Is VWAP useful in forex?
VWAP can help review average price weighted by available volume data, but in spot forex the data source matters because volume is not centralized.
Is Volume Profile useful in forex?
Volume Profile can help review available activity by price area, but in spot forex the data source and platform calculation matter because volume is not centralized.
What is volume divergence in forex?
Volume divergence appears when price movement and volume activity stop confirming each other. It can warn that participation is changing, but it still needs price structure and confirmation.
Do forex volume indicators predict price?
No. Forex volume indicators can help review activity, pressure, divergence, or price-volume context, but they do not predict direction, reversal timing, breakout success, or continuation by themselves.
Can forex volume indicators confirm a breakout?
No.
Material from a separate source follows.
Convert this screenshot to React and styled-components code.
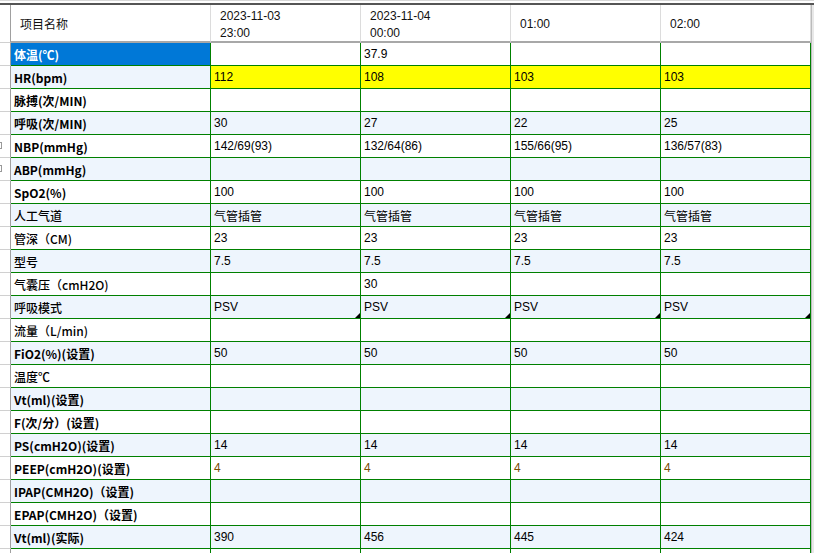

Higher activity can support a breakout-review question, but breakout success still needs price structure, follow-through, spread context, invalidation, and risk control.
Do red and green forex volume bars show buyers and sellers?
Not by themselves. On many platforms, volume-bar color follows candle direction. It does not prove real buyer volume, seller volume, order flow, or total money traded.
Can forex volume indicators be used alone?
Forex volume indicators should not be used alone. They should be checked with price structure, support and resistance, trend context, volatility, spread, session, news risk, invalidation, and risk control.